Well the honest answer is I want to continue putting money towards that golden fund! I also longed for the challenge to work with people again. I have been self-reliant for so many years, I think there is enjoyment and something to be learned from working with people that you don't get from working by yourself, like certain business skills, organizational skills and people skills. It's also a breath of fresh air to work for an organization and not have to worry so much about the business details. I have also dealt with the Farley group on various projects over the years as an architect, so I knew the family, knew the firm, knew their work and what they are all about, and I thought it would be rewarding to be a part of it.

What initially determined your passion for landscape design and architecture?

In 1967 I studied forestry at the University of Southern Illinois.  When I had to declare my major I really didn't like the thought of killing or harvesting so many trees! Through a guidance counselor, they asked if I ever considered landscape architecture and to which I replied I had never even heard of the profession! So they recommended I head back to my hometown and attend their landscape architecture program at the University of Illinois and that's where it all began. 

What is the most frustrating aspect of your job as a designer? And the most rewarding one?

The most frustrating aspect is probably budget constraints. This applies to almost all clientele as you always wish you could do a little more for a client.  There are also lots of clients that could use my service, but they don't come to me because they don't think they can afford the service. This is really too bad, because they could get rewarding information in a short period of time which could really help their short term or long range goals.

One of the most rewarding aspects of the job is going to a project site in the pouring rain and seeing the drainage work properly! Another is to go to a project after 5 years has passed and see  aspects of the design working as anticipated and all plants flourishing.

Over your many years of experience you have met many challenges, what kind of landscape situations do you still find are the most challenging to face?

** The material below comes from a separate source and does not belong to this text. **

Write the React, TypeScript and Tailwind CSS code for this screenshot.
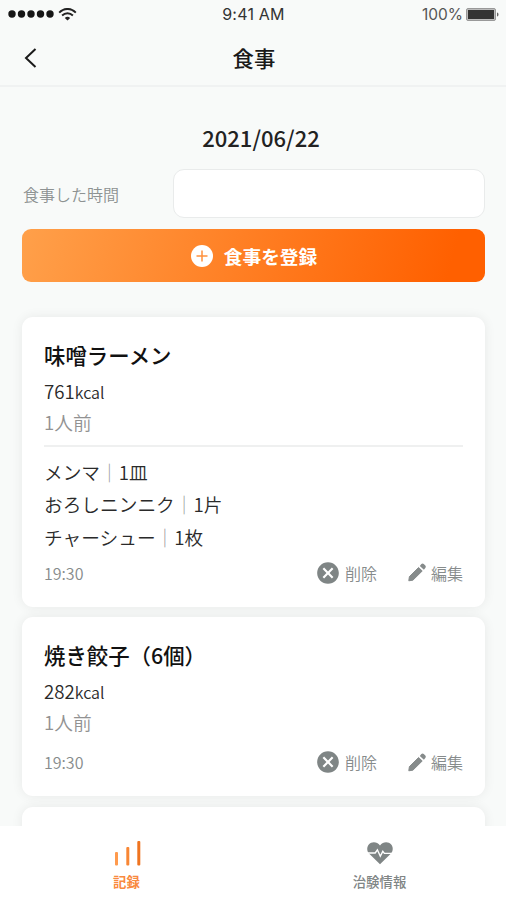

Slope stabilization projects! The challenge is a very narrow window of opportunity to get in, stabilize the area and get out. You are dependent on the weather, tides (if an ocean property), the right plant material, the right soil, enough moisture, and correct mulching.

I also still find commercial projects a challenge because you don't often have a lot of space to work within. In most cases you have narrow slots within hot asphalt that you have to contend with. You always seem to be up against extreme limitations, from the budget to the site conditions.

You have what some would consider a lost art in today's world of computer aided design, and that is the ability to hand draw all your sketches and plans and artistically color them with water paints. How have you mastered this talent over the years?

It started at an early age, as I liked to sketch at about 8 years old. Then in landscape architecture they start you in a lot of art classes and classes to develop special techniques. Likewise, I have a passion for working with water colors. Believe it or not, it's an easy medium to work with. It is hard to make mistakes. You can start with green and end up with blue, start with yellow and end up with green, you can work with it, fade it in, and fade it out, etc. It is rewarding to provide quick three dimensional sketches which help people visualize the design process.

What do you think makes you successful at your job? 

I think the only thing that makes all of us successful at life is communicating with people; the rest of it is easy. I think I have learned good communications skills with people over the years, as I can talk to just about anybody. I have also learned the meaning of diplomacy. There are times when I have to eat my words, I may not like it, but I do it! I feel that I'm also a seasoned vet in the aspects of site planning. I have always had a passion for earthwork and the trades from the very beginning, which has always allowed me to have respect for the tradesmen in the field. I have performed a lot of the field work myself so I respect what they are up against and you can't have a design implemented without having a good relationship with the men and women who are "hands on".

Many people know you for your out-going personality, charm and design talents. What is one thing most people don't know about you?

I'm a sensitive soul even though I might portray the tough "country boy" image! 

Why do you feel it's important for a potential client to hire an experienced and multifaceted company such as Farley & Son?

This company has several employees who have worked together for 15 to 20 years therefore creating a dynamic force. When you have that many seasoned veterans, a company runs like a well-oiled machine. Furthermore, when you can go to a "one-stop-shop", it is less confusing and more cost efficient when all aspects of the job can be coordinated and implemented within one company.

What is an important landscaping tip that you feel is often overlooked by customers?

Good soil and positive drainage are everything. If you get the drainage right and have organic soil your plants will thrive.